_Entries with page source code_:
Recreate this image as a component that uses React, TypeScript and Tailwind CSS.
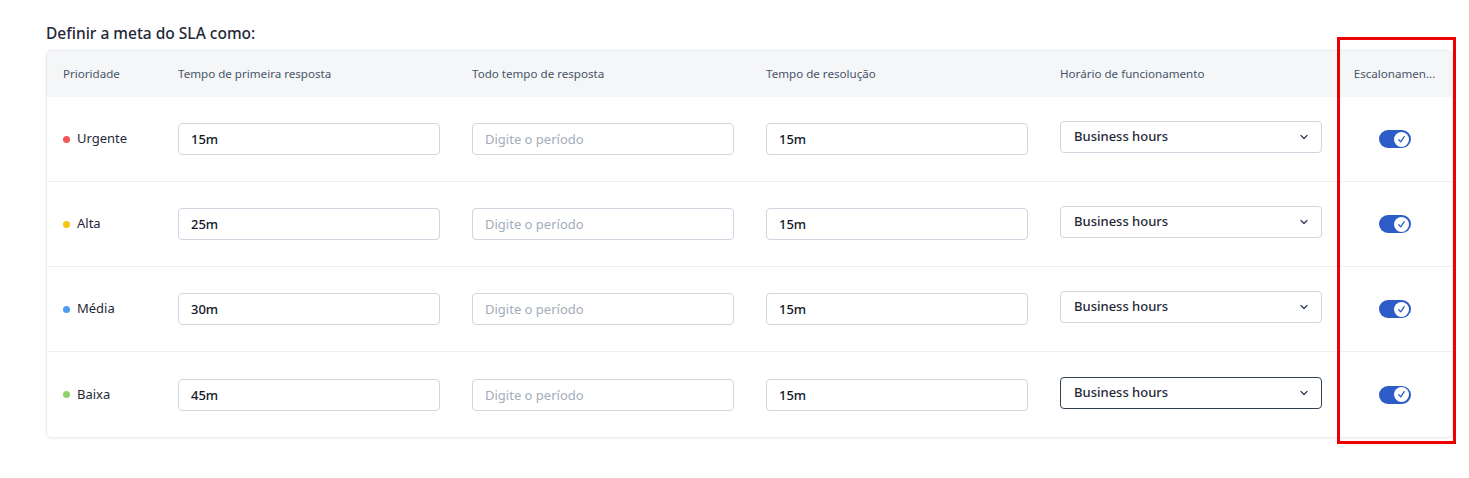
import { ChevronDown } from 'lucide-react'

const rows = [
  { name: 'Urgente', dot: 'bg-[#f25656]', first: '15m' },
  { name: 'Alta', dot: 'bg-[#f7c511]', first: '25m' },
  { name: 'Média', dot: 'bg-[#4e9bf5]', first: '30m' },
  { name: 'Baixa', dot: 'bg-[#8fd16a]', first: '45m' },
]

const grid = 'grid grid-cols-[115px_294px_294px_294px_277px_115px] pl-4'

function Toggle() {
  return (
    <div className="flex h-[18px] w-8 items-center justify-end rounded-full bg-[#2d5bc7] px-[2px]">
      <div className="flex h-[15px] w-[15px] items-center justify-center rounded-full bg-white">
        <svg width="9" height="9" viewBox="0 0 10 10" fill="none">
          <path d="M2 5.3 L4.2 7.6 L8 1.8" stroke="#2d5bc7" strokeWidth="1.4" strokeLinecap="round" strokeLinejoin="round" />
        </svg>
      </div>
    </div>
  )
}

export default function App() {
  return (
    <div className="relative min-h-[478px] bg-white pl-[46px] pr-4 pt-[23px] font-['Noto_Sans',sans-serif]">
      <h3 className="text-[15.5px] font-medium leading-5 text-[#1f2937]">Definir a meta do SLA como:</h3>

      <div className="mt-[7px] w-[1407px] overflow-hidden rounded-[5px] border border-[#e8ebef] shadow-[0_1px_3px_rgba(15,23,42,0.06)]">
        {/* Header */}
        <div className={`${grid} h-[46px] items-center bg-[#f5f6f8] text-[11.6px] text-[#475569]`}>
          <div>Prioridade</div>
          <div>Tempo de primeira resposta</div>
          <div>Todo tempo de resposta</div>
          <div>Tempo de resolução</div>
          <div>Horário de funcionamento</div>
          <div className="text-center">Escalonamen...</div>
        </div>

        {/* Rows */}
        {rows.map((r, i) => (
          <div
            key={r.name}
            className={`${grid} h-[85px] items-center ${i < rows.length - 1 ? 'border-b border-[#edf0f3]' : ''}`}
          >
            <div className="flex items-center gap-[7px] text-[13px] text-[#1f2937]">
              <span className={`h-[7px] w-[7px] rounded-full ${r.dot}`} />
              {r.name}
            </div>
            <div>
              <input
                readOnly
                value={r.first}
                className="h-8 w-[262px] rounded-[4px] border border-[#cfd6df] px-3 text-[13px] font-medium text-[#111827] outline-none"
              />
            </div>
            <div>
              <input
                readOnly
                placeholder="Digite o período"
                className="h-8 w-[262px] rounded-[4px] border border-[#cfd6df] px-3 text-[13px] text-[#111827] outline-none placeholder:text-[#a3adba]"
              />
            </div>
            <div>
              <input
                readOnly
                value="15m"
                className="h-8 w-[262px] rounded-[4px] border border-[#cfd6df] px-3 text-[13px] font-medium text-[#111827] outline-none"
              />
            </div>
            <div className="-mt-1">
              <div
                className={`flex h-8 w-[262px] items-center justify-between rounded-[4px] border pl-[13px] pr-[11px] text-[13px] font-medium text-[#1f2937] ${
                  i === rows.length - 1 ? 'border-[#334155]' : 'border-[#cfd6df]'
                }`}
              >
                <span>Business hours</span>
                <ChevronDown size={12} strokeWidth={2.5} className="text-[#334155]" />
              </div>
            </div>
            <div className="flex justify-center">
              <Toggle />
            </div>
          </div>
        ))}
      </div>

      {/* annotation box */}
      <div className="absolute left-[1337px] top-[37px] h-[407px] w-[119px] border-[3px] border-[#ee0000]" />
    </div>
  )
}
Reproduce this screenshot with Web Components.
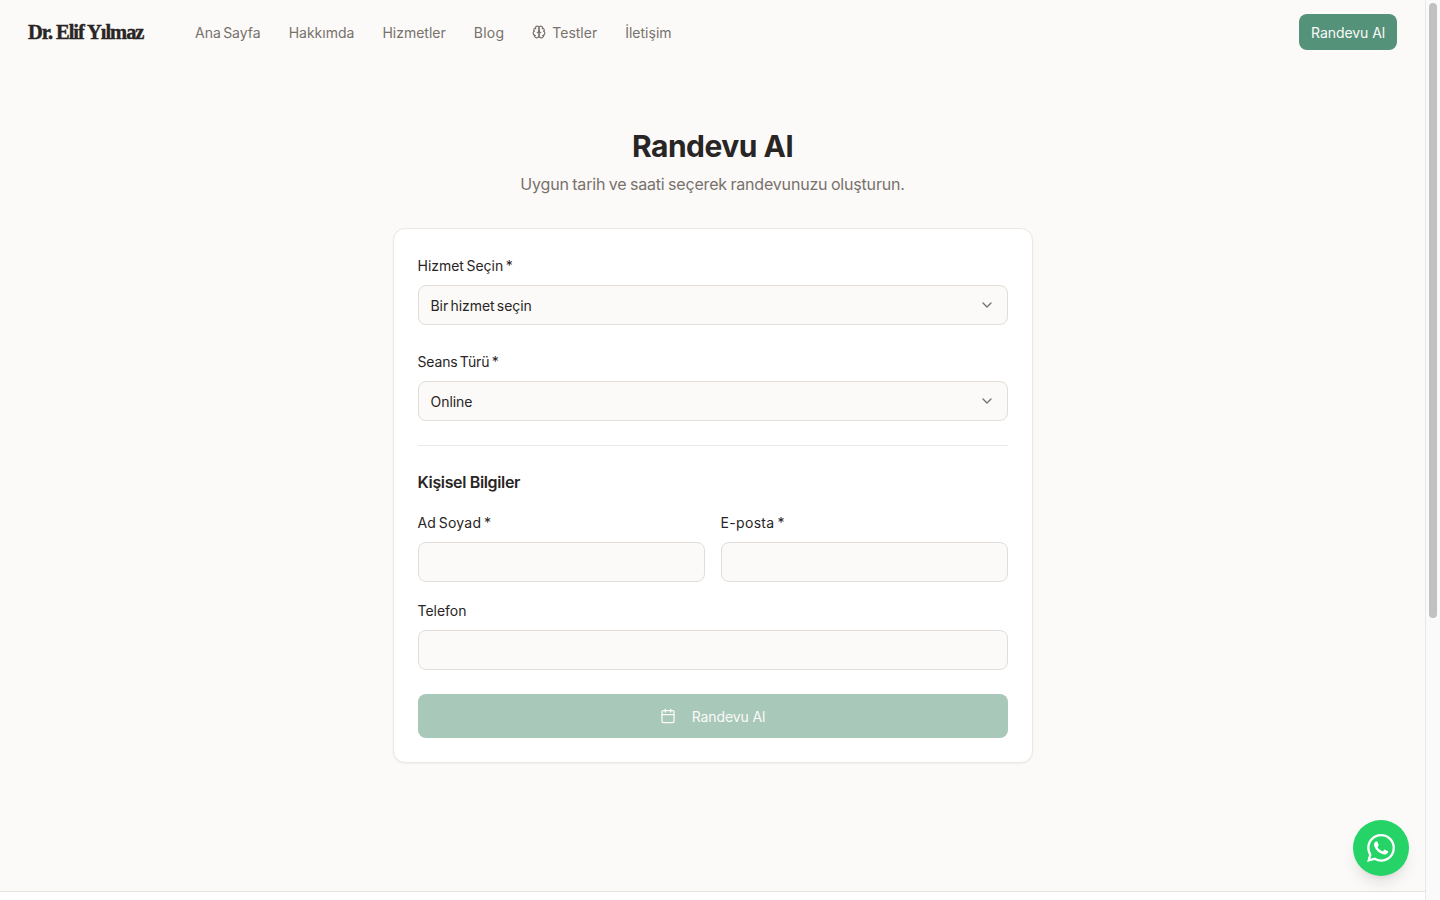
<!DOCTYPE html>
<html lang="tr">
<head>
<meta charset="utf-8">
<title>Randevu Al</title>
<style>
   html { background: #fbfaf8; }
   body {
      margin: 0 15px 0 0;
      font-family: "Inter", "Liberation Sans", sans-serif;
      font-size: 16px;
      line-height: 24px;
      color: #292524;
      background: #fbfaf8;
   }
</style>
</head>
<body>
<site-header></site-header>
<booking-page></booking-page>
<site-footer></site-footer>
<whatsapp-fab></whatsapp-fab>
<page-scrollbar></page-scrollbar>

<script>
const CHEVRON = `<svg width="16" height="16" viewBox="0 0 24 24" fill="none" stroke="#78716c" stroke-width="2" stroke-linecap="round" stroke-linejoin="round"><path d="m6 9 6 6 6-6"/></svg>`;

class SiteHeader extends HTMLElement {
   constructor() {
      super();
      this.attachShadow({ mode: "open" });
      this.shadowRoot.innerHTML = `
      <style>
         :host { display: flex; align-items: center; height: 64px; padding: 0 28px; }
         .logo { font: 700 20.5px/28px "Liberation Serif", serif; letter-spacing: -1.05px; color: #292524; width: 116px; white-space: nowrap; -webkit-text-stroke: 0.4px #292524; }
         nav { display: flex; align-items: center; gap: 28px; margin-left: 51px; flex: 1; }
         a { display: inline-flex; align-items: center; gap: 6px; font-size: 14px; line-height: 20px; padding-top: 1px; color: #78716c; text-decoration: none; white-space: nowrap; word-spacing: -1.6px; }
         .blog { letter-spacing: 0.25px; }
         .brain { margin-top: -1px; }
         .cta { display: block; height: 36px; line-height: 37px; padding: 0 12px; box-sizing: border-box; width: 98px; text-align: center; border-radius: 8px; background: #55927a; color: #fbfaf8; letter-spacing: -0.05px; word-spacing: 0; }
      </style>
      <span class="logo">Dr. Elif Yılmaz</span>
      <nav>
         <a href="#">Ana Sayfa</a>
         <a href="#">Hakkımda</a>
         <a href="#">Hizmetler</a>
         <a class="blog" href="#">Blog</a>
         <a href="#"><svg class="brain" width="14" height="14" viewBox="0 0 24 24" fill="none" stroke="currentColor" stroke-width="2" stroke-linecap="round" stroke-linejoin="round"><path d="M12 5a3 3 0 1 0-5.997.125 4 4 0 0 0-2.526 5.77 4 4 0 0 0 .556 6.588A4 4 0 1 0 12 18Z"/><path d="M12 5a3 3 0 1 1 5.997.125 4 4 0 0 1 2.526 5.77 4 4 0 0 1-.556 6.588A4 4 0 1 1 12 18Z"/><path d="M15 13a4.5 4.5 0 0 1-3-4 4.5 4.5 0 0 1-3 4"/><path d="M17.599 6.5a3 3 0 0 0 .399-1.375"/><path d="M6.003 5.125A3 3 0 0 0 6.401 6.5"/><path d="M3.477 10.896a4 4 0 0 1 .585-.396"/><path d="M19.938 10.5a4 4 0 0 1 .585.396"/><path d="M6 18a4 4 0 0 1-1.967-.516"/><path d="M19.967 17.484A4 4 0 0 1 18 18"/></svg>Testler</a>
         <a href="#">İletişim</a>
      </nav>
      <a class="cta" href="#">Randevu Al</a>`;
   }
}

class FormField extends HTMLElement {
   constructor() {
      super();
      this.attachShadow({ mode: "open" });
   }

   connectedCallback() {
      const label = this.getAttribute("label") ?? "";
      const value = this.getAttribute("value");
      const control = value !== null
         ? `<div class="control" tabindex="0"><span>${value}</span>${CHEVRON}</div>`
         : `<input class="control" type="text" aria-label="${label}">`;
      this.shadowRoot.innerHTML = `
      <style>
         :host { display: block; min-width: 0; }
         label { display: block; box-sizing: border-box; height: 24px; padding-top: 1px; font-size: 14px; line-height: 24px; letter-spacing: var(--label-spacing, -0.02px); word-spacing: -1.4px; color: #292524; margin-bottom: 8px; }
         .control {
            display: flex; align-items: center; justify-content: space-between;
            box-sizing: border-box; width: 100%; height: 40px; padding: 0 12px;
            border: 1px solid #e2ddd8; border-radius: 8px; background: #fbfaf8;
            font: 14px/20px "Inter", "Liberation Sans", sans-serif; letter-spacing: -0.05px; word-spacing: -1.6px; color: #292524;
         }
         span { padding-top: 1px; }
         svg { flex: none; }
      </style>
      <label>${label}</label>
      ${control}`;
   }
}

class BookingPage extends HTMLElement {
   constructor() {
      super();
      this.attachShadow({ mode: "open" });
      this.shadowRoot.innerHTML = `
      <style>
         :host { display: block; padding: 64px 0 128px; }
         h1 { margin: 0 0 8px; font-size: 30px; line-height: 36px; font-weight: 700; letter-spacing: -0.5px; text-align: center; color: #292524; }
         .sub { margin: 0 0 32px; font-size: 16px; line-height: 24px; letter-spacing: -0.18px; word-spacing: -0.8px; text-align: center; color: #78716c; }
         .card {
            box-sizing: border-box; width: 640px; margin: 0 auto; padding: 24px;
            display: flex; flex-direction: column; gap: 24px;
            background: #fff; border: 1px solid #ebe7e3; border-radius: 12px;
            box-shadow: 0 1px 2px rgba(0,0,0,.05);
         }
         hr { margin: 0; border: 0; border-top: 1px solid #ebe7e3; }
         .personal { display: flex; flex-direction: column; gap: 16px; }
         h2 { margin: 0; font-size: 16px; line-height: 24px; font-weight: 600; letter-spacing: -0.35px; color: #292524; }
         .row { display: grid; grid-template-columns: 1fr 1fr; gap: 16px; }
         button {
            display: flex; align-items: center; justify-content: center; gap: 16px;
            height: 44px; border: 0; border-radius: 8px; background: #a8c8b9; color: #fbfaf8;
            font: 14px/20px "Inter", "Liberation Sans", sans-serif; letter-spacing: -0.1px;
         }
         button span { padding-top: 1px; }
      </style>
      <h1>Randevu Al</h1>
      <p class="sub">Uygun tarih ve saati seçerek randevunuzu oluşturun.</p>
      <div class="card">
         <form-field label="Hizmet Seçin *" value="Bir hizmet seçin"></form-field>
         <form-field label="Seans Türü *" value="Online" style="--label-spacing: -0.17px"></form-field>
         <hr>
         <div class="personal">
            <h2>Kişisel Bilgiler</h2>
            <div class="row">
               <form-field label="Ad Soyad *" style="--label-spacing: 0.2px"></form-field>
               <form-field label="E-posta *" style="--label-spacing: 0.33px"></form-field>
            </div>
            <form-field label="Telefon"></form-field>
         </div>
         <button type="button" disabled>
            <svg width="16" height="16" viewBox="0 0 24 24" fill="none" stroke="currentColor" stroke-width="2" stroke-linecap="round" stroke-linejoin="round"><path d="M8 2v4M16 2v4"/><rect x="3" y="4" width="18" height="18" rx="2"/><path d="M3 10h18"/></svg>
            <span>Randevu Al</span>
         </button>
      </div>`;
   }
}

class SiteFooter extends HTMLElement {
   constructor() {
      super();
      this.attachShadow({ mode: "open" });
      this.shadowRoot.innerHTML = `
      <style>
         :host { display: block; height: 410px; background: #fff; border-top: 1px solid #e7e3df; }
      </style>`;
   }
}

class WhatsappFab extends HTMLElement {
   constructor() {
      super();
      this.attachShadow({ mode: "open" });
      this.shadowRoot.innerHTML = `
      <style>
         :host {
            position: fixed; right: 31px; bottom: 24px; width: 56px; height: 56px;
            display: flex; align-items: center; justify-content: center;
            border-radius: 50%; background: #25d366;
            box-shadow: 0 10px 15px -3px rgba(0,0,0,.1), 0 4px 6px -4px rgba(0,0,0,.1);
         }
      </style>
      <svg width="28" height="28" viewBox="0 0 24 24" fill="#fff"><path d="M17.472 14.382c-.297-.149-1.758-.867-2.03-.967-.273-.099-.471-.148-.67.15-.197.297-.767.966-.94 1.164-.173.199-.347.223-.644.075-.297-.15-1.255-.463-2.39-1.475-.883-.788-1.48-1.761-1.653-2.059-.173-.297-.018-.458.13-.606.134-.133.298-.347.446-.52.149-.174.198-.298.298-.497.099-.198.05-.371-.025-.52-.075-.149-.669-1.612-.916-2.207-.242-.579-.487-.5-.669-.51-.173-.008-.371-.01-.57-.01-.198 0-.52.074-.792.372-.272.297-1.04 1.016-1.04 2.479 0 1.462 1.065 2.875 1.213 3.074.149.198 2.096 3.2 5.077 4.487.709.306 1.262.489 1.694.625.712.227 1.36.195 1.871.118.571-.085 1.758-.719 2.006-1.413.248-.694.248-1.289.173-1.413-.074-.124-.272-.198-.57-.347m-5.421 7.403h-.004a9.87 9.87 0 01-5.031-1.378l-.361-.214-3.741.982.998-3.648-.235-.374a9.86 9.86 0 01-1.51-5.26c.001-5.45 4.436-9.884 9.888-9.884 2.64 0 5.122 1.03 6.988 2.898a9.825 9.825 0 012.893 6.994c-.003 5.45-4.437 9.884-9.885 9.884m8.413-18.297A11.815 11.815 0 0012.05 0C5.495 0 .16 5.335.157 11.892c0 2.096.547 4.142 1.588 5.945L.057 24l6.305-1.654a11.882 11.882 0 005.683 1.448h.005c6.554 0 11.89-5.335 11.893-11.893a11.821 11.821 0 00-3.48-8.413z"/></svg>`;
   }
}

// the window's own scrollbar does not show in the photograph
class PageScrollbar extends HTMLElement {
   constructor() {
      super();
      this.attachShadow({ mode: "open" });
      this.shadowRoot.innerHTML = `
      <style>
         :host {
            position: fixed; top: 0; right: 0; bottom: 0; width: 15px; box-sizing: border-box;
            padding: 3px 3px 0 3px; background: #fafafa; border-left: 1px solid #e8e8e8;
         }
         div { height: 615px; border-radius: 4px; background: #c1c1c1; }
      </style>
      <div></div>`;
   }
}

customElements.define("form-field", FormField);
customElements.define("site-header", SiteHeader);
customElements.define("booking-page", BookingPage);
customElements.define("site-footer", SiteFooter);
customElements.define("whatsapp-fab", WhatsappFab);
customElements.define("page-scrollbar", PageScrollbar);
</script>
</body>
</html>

_WHAT IS EXPECTED_: Set down word for word the lines from the first entry through the line with "do SLA como:</h3>", both included, omitting pictures.

_ANSWER TO THE PROBLEM_:
Recreate this image as a component that uses React, TypeScript and Tailwind CSS.
import { ChevronDown } from 'lucide-react'

const rows = [
  { name: 'Urgente', dot: 'bg-[#f25656]', first: '15m' },
  { name: 'Alta', dot: 'bg-[#f7c511]', first: '25m' },
  { name: 'Média', dot: 'bg-[#4e9bf5]', first: '30m' },
  { name: 'Baixa', dot: 'bg-[#8fd16a]', first: '45m' },
]

const grid = 'grid grid-cols-[115px_294px_294px_294px_277px_115px] pl-4'

function Toggle() {
  return (
    <div className="flex h-[18px] w-8 items-center justify-end rounded-full bg-[#2d5bc7] px-[2px]">
      <div className="flex h-[15px] w-[15px] items-center justify-center rounded-full bg-white">
        <svg width="9" height="9" viewBox="0 0 10 10" fill="none">
          <path d="M2 5.3 L4.2 7.6 L8 1.8" stroke="#2d5bc7" strokeWidth="1.4" strokeLinecap="round" strokeLinejoin="round" />
        </svg>
      </div>
    </div>
  )
}

export default function App() {
  return (
    <div className="relative min-h-[478px] bg-white pl-[46px] pr-4 pt-[23px] font-['Noto_Sans',sans-serif]">
      <h3 className="text-[15.5px] font-medium leading-5 text-[#1f2937]">Definir a meta do SLA como:</h3>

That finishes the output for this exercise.